David Eichler, founder and creative director of marketing and PR agency Decibel Blue, said restaurant operators should avoid “defensive” responses and instead focus on expressing empathy. This is especially important in online reviews since tone of voice and body language aren’t communicated over text.
“Always validate the customer’s feelings and opinions,” he advised. “Those feelings are real to them and if you had the same ones you would hope the person listening would treat you the same way.”
Also communicate that your top priority is your customers’ happiness. Eichler suggested asking the reviewer how you can make the situation better. Find out if your guarantee that the issue will never happen again is sufficient, or if they are looking for additional compensation to make things right.
“Be prepared to comp a meal, not just an appetizer or dessert. Generosity goes far in these situations,” he said.
Respond to positive reviews, too
If a customer leaves you great reviews, let them know you are listening.
A simple “Thank you” response may work, said Kaune, or you could “address a detail: (‘I love the ___ burger too!’). I feel like it builds brand loyalty to have their four and five star reviews responded to.”
Give out your contact information
Whatever you do, don’t try to debate with an angry customer on a public forum. Instead of getting angry and going back and forth on your review pages, Breeser said it’s more helpful to give out contact information for the owners so the conversation can shift offline.
“This strategy has proven to be very effective,” she said. “In one particular case, a person continued to complain even after I posted the request to call the owners to discuss. Other people joined the online conversation to say, ‘You don’t need to keep complaining here (online). You should call the owners so they can make it right.’”
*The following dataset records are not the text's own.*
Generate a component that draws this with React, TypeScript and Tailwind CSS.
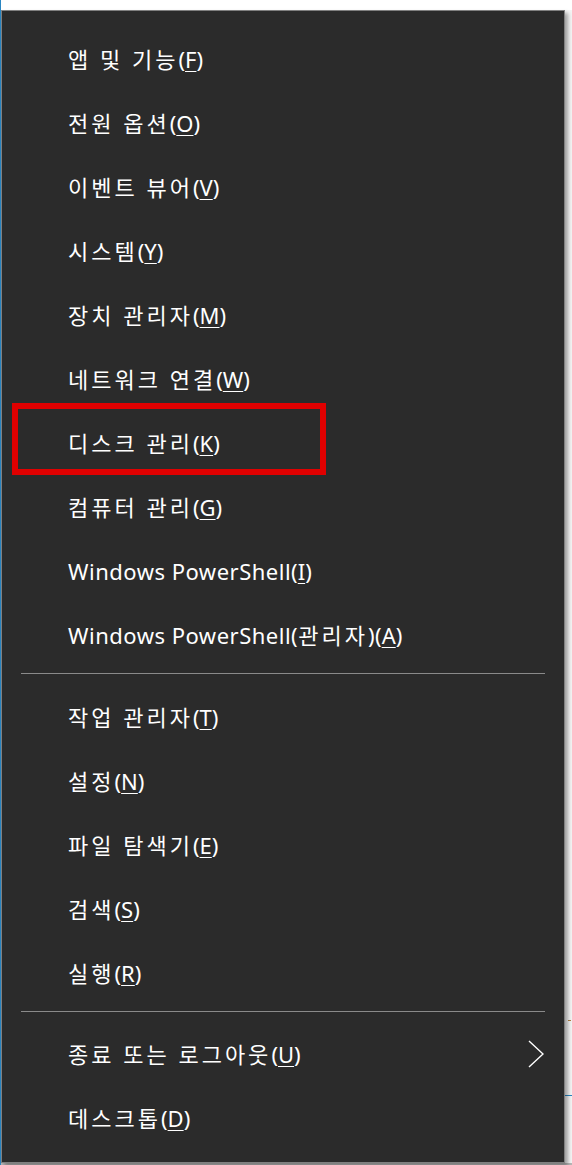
import React from 'react';

type Item = { label: string; key: string; arrow?: boolean };

const groups: Item[][] = [
    [
        { label: '앱 및 기능', key: 'F' },
        { label: '전원 옵션', key: 'O' },
        { label: '이벤트 뷰어', key: 'V' },
        { label: '시스템', key: 'Y' },
        { label: '장치 관리자', key: 'M' },
        { label: '네트워크 연결', key: 'W' },
        { label: '디스크 관리', key: 'K' },
        { label: '컴퓨터 관리', key: 'G' },
        { label: 'Windows PowerShell', key: 'I' },
        { label: 'Windows PowerShell(관리자)', key: 'A' },
    ],
    [
        { label: '작업 관리자', key: 'T' },
        { label: '설정', key: 'N' },
        { label: '파일 탐색기', key: 'E' },
        { label: '검색', key: 'S' },
        { label: '실행', key: 'R' },
    ],
    [
        { label: '종료 또는 로그아웃', key: 'U', arrow: true },
        { label: '데스크톱', key: 'D' },
    ],
];

// 한글 부분은 자간을 넓혀 맑은 고딕 폭에 맞춤
const Label: React.FC<{ text: string }> = ({ text }) => {
    const parts = text.split(/([가-힣]+(?: [가-힣]+)*)/).filter(Boolean);
    return (
        <>
            {parts.map((p, i) =>
                /[가-힣]/.test(p) ? (
                    <span key={i} className="tracking-[3px]">{p}</span>
                ) : (
                    <span key={i} className="tracking-[0.5px]">{p}</span>
                )
            )}
        </>
    );
};

const MenuRow: React.FC<{ item: Item }> = ({ item }) => (
    <div className="h-[64px] flex items-center pl-[66px] pr-[20px]">
        <span className="flex-1 text-white text-[22px] leading-none whitespace-nowrap">
            <Label text={item.label} />
            (<span className="underline underline-offset-[3px] decoration-1">{item.key}</span>)
        </span>
        {item.arrow && (
            <svg width="16" height="28" viewBox="0 0 16 28" className="shrink-0">
                <path d="M1 1 L15 14 L1 27" fill="none" stroke="#ffffff" strokeWidth="1.4" />
            </svg>
        )}
    </div>
);

const App: React.FC = () => {
    return (
        <div
            className="w-[572px] h-[1165px] flex bg-[#f4f4f4] overflow-hidden"
            style={{ fontFamily: '"Noto Sans", "Noto Sans CJK KR", sans-serif' }}
        >
            {/* 뒤 창의 파란 테두리 */}
            <div className="w-[1px] bg-[#2a86c2] shrink-0" />

            <div className="flex flex-col w-[571px]">
                <div className="h-[10px] bg-white shrink-0" />
                <div className="flex">
                    {/* 메뉴 본체 */}
                    <div className="relative w-[564px] h-[1153px] bg-[#2b2b2b] border border-[#808080] pt-[16px] shadow-[3px_3px_4px_rgba(0,0,0,0.35)]">
                        {groups.map((group, gi) => (
                            <div key={gi}>
                                {gi > 0 && (
                                    <div
                                        className={
                                            gi === 1
                                                ? 'mt-[6px] mb-[11px] mx-[19px] h-px bg-[#8a8a8a]'
                                                : 'mt-[6px] mb-[10px] mx-[19px] h-px bg-[#8a8a8a]'
                                        }
                                    />
                                )}
                                {group.map((item) => (
                                    <MenuRow key={item.key} item={item} />
                                ))}
                            </div>
                        ))}

                        {/* 강조 표시 상자 */}
                        <div className="absolute left-[10px] top-[392px] w-[314px] h-[72px] border-[6px] border-[#e00000]" />
                    </div>
                    <div className="flex-1 flex flex-col pt-[1010px]">
                        <div className="h-[1px] w-[3px] ml-[3px] bg-[#b08040]" />
                        <div className="mt-[74px] h-[1px] bg-[#2a86c2]" />
                    </div>
                </div>
                <div className="flex-1 bg-[#b8b8b8]" />
            </div>
        </div>
    );
};

export default App;
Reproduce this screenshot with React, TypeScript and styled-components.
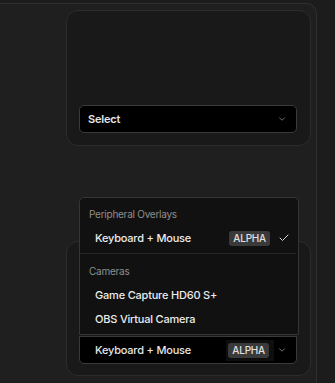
import React from "react";
import styled, { createGlobalStyle } from "styled-components";

const GlobalStyle = createGlobalStyle`
  html, body {
    margin: 0;
    padding: 0;
    background: #1c1c1c;
    font-family: Inter, "Noto Sans", sans-serif;
    -webkit-font-smoothing: antialiased;
  }
`;

interface Option {
  id: string;
  label: string;
  alpha?: boolean;
}

interface Group {
  title: string;
  options: Option[];
}

const groups: Group[] = [
  { title: "Peripheral Overlays", options: [{ id: "km", label: "Keyboard + Mouse", alpha: true }] },
  {
    title: "Cameras",
    options: [
      { id: "hd60", label: "Game Capture HD60 S+" },
      { id: "obs", label: "OBS Virtual Camera" },
    ],
  },
];

function Chevron() {
  return (
    <svg width="10" height="10" viewBox="0 0 24 24" fill="none" stroke="#858585" strokeWidth="2" strokeLinecap="round" strokeLinejoin="round">
      <path d="m6 9 6 6 6-6" />
    </svg>
  );
}

function Check() {
  return (
    <svg width="12" height="12" viewBox="0 0 24 24" fill="none" stroke="#d8d8d8" strokeWidth="2" strokeLinecap="round" strokeLinejoin="round">
      <path d="M20 6 9 17l-5-5" />
    </svg>
  );
}

function SourceMenu({ selected }: { selected: string }) {
  return (
    <Menu>
      {groups.map((group, i) => (
        <React.Fragment key={group.title}>
          {i > 0 && <Separator />}
          <GroupLabel>{group.title}</GroupLabel>
          {group.options.map(option => (
            <Item key={option.id}>
              <ItemText>{option.label}</ItemText>
              {option.alpha && <Badge>ALPHA</Badge>}
              <CheckSlot>{option.id === selected && <Check />}</CheckSlot>
            </Item>
          ))}
        </React.Fragment>
      ))}
    </Menu>
  );
}

function App() {
  return (
    <>
      <GlobalStyle />
      <Page>
        <Panel>
          <Card>
            <Trigger isPlaceholder>
              <TriggerText isPlaceholder>Select</TriggerText>
              <Chevron />
            </Trigger>
          </Card>
          <Card>
            <Anchor>
              <SourceMenu selected="km" />
              <Trigger>
                <TriggerText>Keyboard + Mouse</TriggerText>
                <BadgeWrap>
                  <Badge>ALPHA</Badge>
                </BadgeWrap>
                <Chevron />
              </Trigger>
            </Anchor>
          </Card>
        </Panel>
      </Page>
    </>
  );
}

const Page = styled.div`
  height: 383px;
  overflow: hidden;
  padding-top: 3px;
  box-sizing: border-box;
`;

const Panel = styled.div`
  margin-left: -20px;
  width: 337px;
  height: 420px;
  box-sizing: border-box;
  padding: 6px 5px 0 85px;
  background: #1f1f1f;
  border: 1px solid #2f2f2f;
  border-radius: 10px;
  display: flex;
  flex-direction: column;
  gap: 95px;
`;

const Card = styled.div`
  height: 136px;
  box-sizing: border-box;
  padding: 0 13px 12px 12px;
  background: #191919;
  border: 1px solid #2c2c2c;
  border-radius: 12px;
  display: flex;
  flex-direction: column;
  justify-content: flex-end;

  & + & {
    height: 135px;
    padding-bottom: 11px;
  }
`;

const Anchor = styled.div`
  position: relative;
`;

const Trigger = styled.div<{ isPlaceholder?: boolean }>`
  height: 28px;
  box-sizing: border-box;
  display: flex;
  align-items: center;
  padding: 0 9px 0 ${props => (props.isPlaceholder ? "8px" : "15px")};
  background: #000;
  border: 1px solid #3a3a3a;
  border-radius: ${props => (props.isPlaceholder ? "5px" : "0 0 5px 5px")};
  color: #e6e6e6;
`;

const TriggerText = styled.span<{ isPlaceholder?: boolean }>`
  flex: 1;
  font-size: 11px;
  font-weight: ${props => (props.isPlaceholder ? 600 : 500)};
  letter-spacing: -0.2px;
`;

const BadgeWrap = styled.div`
  display: flex;
  align-items: center;
  height: 21px;
  padding: 0 5px 0 2px;
  margin-right: 3px;
  background: #0e0e0e;
`;

const Menu = styled.div`
  position: absolute;
  left: 0;
  right: -2px;
  bottom: calc(100% + 1px);
  box-sizing: border-box;
  padding: 4px 0 3px;
  background: #111111;
  border: 1px solid #353535;
  border-radius: 5px 5px 0 0;
`;

const GroupLabel = styled.div`
  height: 24px;
  display: flex;
  align-items: center;
  padding-left: 9px;
  color: #8f8f8f;
  font-size: 10px;
  letter-spacing: -0.25px;
`;

const Item = styled.div`
  height: 24px;
  display: flex;
  align-items: center;
  padding: 0 7px 0 15px;
  color: #ececec;
`;

const ItemText = styled.span`
  flex: 1;
  font-size: 11px;
  font-weight: 500;
  letter-spacing: -0.2px;
`;

const CheckSlot = styled.div`
  width: 14px;
  margin-left: 7px;
  display: flex;
  justify-content: center;
`;

const Badge = styled.span`
  display: inline-flex;
  align-items: center;
  height: 15px;
  padding: 0 4px;
  border-radius: 3px;
  background: #3a3a3a;
  color: #e0e0e0;
  font-size: 10px;
  font-weight: 500;
  letter-spacing: -0.2px;
`;

const Separator = styled.div`
  height: 1px;
  margin: 3px 2px 5px 0;
  background: #262626;
`;

export default App;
Ask customers to leave positive reviews
You can always be proactive and ask your customers to leave you a review if they feel you’ve done a good job.
If they need some convincing, “Express how important customer testimonials are to a business, whether they are a global brand or a mom-and-pop,” said Eichler.
He recommended adding a message about reviews on your menu or a small insert in the check presenters.
“We have table cards that encourage people to leave a review,” said Breeser. “[It says that] if you had a great experience, please leave us a review on Yelp, Trip Advisor, Google or Facebook. If you did not, please ask to speak to a manager.”
That way, you can resolve any issues before the customer walks out the door and leaves a negative comment online for the world to see.